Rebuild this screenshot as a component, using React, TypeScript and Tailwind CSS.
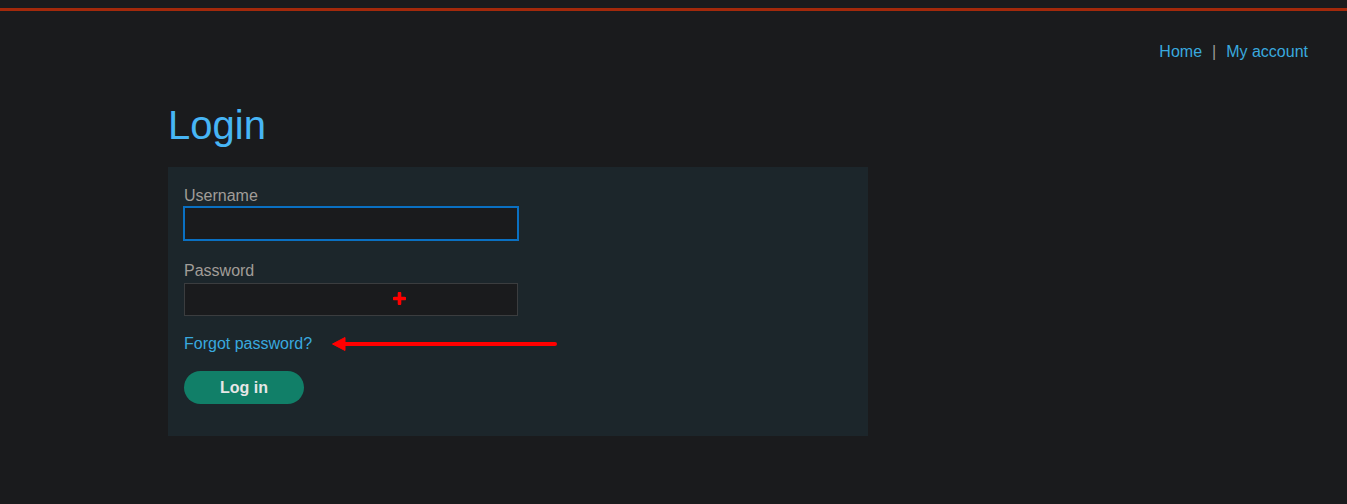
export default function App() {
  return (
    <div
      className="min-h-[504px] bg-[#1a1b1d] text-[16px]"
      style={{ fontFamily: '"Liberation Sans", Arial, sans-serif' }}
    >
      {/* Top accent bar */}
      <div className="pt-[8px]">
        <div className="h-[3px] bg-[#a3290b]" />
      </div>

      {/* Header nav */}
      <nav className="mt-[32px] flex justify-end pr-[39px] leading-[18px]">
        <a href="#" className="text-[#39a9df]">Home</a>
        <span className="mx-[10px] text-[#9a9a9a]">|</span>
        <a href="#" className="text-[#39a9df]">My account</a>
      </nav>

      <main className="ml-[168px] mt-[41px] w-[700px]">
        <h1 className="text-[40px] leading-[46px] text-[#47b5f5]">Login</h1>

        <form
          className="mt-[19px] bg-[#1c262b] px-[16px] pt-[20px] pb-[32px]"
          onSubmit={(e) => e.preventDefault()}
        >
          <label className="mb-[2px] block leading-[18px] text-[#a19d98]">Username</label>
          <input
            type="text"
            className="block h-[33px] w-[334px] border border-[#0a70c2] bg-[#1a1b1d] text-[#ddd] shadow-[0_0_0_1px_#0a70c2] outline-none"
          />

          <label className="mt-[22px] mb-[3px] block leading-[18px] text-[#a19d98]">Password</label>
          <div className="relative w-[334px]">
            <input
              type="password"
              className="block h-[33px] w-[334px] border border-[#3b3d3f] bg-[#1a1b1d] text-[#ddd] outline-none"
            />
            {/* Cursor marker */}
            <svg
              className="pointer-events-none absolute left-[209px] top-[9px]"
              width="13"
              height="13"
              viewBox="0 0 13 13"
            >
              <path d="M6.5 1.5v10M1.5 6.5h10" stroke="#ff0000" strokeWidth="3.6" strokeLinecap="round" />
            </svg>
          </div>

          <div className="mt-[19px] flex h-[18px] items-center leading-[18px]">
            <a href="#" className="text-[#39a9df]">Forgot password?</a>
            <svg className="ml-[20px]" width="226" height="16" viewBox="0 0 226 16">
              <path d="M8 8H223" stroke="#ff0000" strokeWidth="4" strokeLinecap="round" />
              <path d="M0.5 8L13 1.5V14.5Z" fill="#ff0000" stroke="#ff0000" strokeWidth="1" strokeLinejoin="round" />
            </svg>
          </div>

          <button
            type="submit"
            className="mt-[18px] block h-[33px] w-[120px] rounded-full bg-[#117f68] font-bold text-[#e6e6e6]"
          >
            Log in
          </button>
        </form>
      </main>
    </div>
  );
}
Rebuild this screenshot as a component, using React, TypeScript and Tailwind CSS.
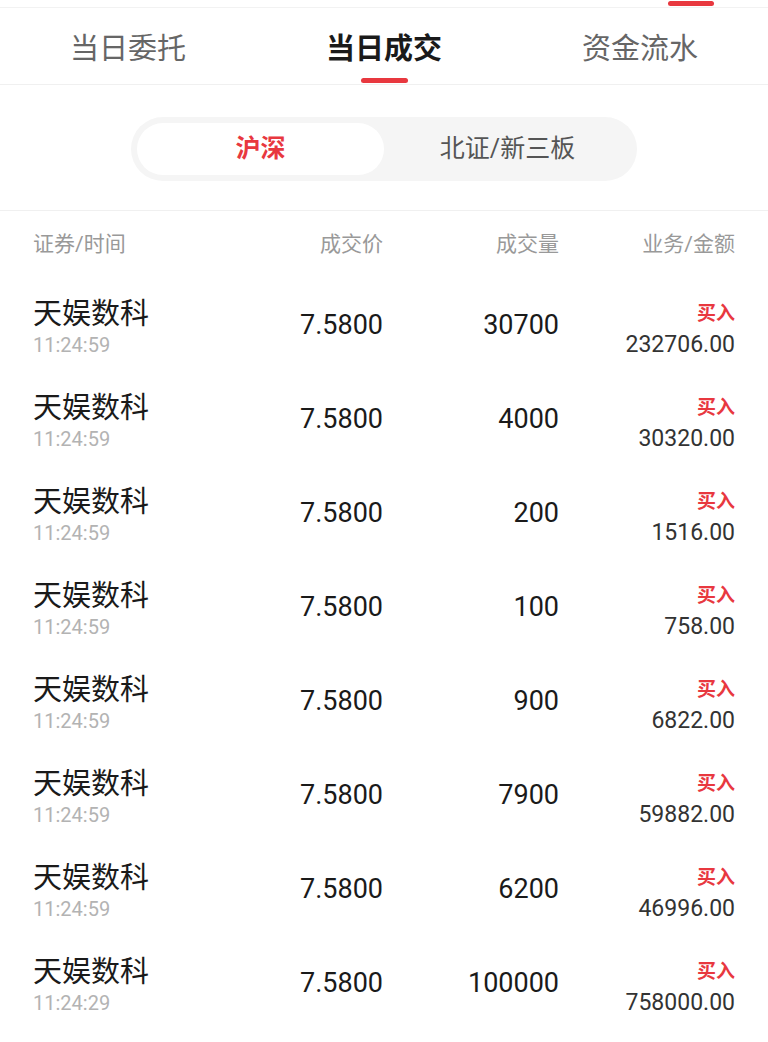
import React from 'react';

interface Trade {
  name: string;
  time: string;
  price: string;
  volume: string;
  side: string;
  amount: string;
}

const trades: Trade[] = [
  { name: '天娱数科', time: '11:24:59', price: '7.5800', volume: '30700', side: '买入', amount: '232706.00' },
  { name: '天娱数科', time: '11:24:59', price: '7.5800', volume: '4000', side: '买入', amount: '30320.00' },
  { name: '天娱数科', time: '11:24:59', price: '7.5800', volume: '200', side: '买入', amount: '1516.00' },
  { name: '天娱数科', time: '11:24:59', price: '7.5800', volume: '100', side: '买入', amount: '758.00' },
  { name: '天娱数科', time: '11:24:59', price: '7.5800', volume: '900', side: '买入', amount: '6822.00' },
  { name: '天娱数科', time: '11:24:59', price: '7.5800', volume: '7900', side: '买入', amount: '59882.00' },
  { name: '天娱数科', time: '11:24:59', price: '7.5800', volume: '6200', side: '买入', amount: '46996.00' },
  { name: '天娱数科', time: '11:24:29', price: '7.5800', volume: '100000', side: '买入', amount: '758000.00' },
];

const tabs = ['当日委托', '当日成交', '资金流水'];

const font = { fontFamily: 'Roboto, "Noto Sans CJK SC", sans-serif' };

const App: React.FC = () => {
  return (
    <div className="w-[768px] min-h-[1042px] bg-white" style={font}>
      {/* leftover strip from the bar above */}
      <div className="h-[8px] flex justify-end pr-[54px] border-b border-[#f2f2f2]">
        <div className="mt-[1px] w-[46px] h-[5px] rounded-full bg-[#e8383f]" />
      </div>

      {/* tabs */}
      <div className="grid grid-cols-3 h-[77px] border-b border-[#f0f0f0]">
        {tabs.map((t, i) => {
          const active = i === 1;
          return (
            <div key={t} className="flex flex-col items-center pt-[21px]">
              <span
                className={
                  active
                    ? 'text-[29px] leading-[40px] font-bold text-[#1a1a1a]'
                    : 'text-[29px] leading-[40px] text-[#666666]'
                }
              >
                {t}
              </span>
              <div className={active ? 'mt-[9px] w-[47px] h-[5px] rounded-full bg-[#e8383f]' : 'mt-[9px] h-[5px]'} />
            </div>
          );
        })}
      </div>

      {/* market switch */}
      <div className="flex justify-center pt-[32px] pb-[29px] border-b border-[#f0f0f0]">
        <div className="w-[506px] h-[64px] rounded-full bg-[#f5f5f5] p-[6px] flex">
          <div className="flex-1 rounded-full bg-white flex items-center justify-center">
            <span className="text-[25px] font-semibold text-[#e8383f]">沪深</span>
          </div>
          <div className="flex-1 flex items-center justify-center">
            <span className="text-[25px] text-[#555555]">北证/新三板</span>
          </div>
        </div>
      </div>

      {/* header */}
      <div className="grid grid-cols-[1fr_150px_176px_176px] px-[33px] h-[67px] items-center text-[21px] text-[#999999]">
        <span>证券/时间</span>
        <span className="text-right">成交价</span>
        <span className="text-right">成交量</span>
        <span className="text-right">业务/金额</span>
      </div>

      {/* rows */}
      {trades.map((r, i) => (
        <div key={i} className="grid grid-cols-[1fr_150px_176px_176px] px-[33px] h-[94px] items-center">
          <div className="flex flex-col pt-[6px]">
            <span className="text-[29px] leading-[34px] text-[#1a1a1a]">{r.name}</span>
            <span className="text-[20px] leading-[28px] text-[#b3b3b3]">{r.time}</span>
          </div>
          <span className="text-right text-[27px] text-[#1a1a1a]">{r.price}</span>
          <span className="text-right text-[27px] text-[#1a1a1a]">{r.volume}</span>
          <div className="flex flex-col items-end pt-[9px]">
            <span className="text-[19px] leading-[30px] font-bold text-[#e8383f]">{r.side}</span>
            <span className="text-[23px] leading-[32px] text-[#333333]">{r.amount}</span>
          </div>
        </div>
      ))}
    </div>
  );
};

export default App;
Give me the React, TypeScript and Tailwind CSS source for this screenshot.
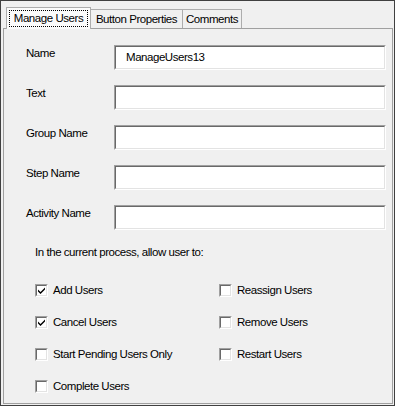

To be done: Each line that contains the word "React" counts toward the total; give only that total.

Solution for this problem: 5